日本学術会議の問題を、一つではなくて二つの問題として見てみたい―会の問題の有無と政権の問題の有無

 日本学術会議の人の選びかたについてを、一つの問題だと見なす。これについてを一つではなくて二つに切り分けられるとすると、二つの問題がある。

 一つではなくて二つの問題があるといえるとすると、一つには日本学術会議のあり方に問題があるかどうかと、もう一つは政権が日本学術会議になしたこと(介入)に問題があるかどうかだ。

 この二つの問題についてをどのように見なすことができるだろうか。それについてを場合分けすることができるとすると、四つの見かたがなりたつ。会に問題があり政権の介入にも問題がある。会に問題があり、政権の介入には問題がない。会にも政権の介入にも問題がない。会には問題がないが政権の介入には問題がある。

 これらの組み合わせのうちで政権は会には問題があり(あったから)政権の介入には問題がないのだとしている。政権はこの見なし方をとっているが、じっさいにはこれとは逆で、会には問題はなかったが政権の介入には問題があるとするのが正しいのではないだろうか。政権の見なし方が正しいのではなくてその逆が正しいのである。

 政権のとっている見なし方とは逆のほうが正しいとできるのは、政権が自分たちがなすべき立証や挙証の責任を果たしていないからである。政権が会に介入したことを正当化する理由として持ち出しているものは、飛躍があるものであり、大きなみぞや隔たりが空いているのが目だつ。みぞや隔たりが埋まっていないために正当化ができていない。
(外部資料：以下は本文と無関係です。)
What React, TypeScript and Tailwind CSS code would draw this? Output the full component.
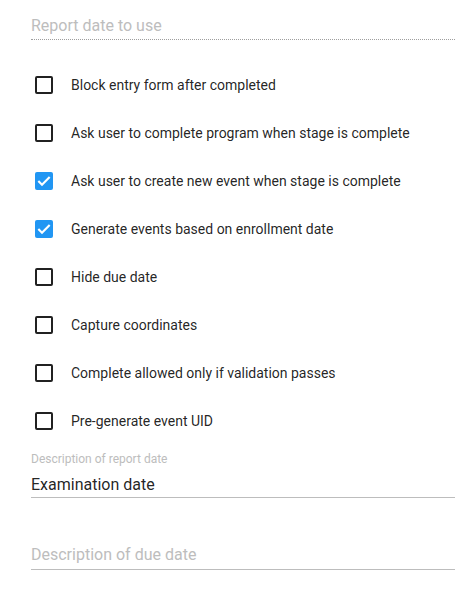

 もしも政権が会に介入したことを正当化できるのだとすれば、政権が自分たちがなすべき立証や挙証の責任を果たしていなければならず、これはようは言説が確かでないとならないことをあらわす。言説の質と量が十分にあるのでないとならない。会に問題があったのだと言えるためには、政権が言う言説がそうとうに確かなものであることがいるが、そこがずさんであるために、政権は自分たちを正当化することに失敗している。

 構築主義においては、なにかに問題があると言えるためには、その問題が客観としてあるよりもむしろ言説の確かさのいかんにかかってくる。政権はこの言説の確かさのところがはなはだしく弱い。とにかく数の力で強引に無理やりにでも押し通そうとするのが政権のやり方だ。それは言説をていねいに語って行くやり方とは異なっている。開かれたあり方ではなくて閉じたあり方だ。
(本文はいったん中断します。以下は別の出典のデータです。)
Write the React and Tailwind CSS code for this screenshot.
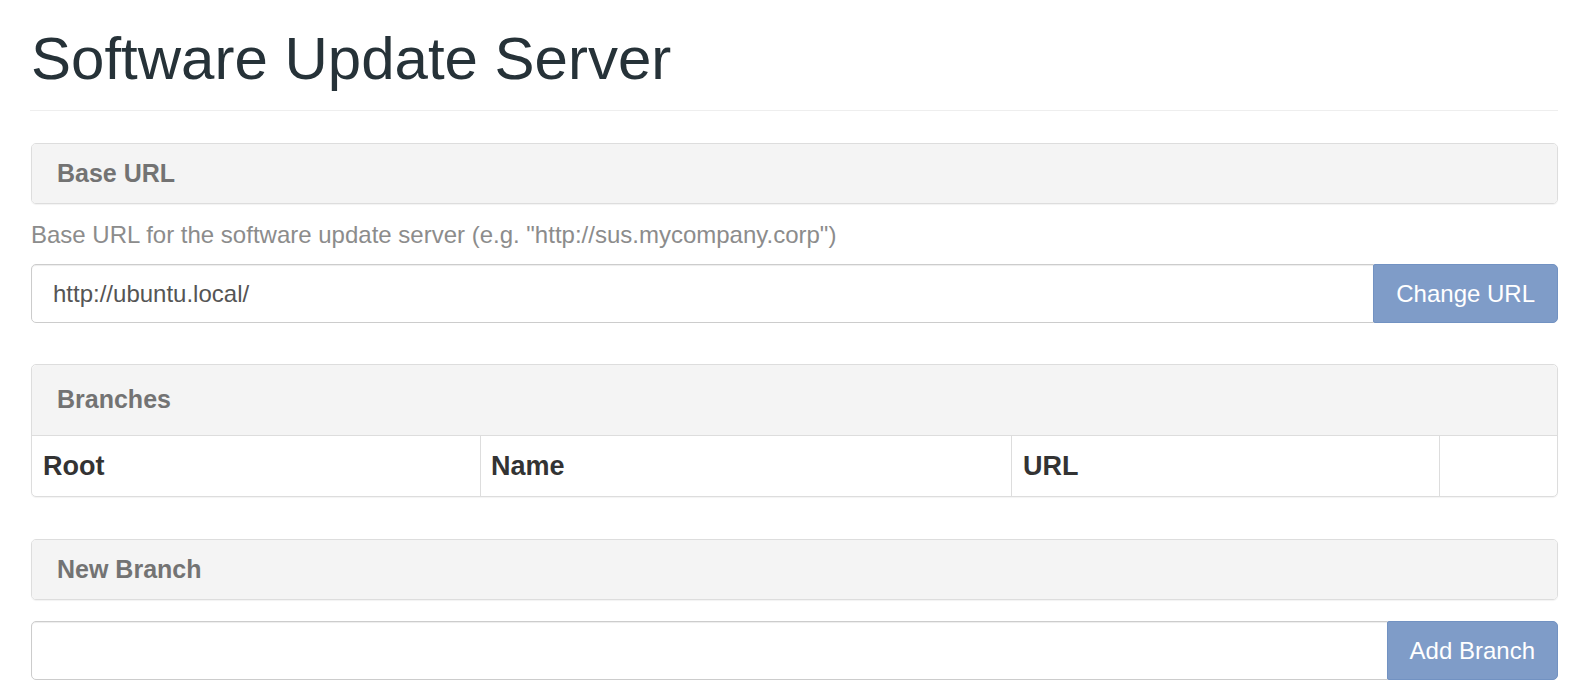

 できるだけていねいに言説を語っていって、議論をし合うことに力を注いで行く。そうすることが構築主義において問題をとり上げて片づけて行くためにいることだろう。構築主義においては問題が客観としてあるよりも、問題があるのだ、または問題はないのだ、といった言説の活動に目を向けて行く。そうしたものだとされているのがあり、何についてをどのように言うのかに目を向けて行ける。

 問題が客観にあるとするのではなくて、何についてをどのように言うのかに目を向けられるとすると、政権は言説のところがはなはだしくぜい弱であり、ろくにものごとを語れていない。ただとにかく力で強引に押しまくるといったようになってしまっている。

 政権が言っていることがめちゃくちゃなために、政権が問題をとり上げるのではなくて、それよりもむしろ政権が自分たちで問題を引きおこしてしまっている。その問題とは、構築主義において問題は客観としてあるとは言いづらいのだから、いろいろな言説が下からの帰納によって自由に活発に行なわれるのがいるところが、政治の権力が上から演繹としてこれだけが正しいのだと力によって強引に押し通そうとすることによっている。問題をとり上げて片づけて行くためにいるまっとうな議論が行なわれることがなく、議論が死んでしまっている。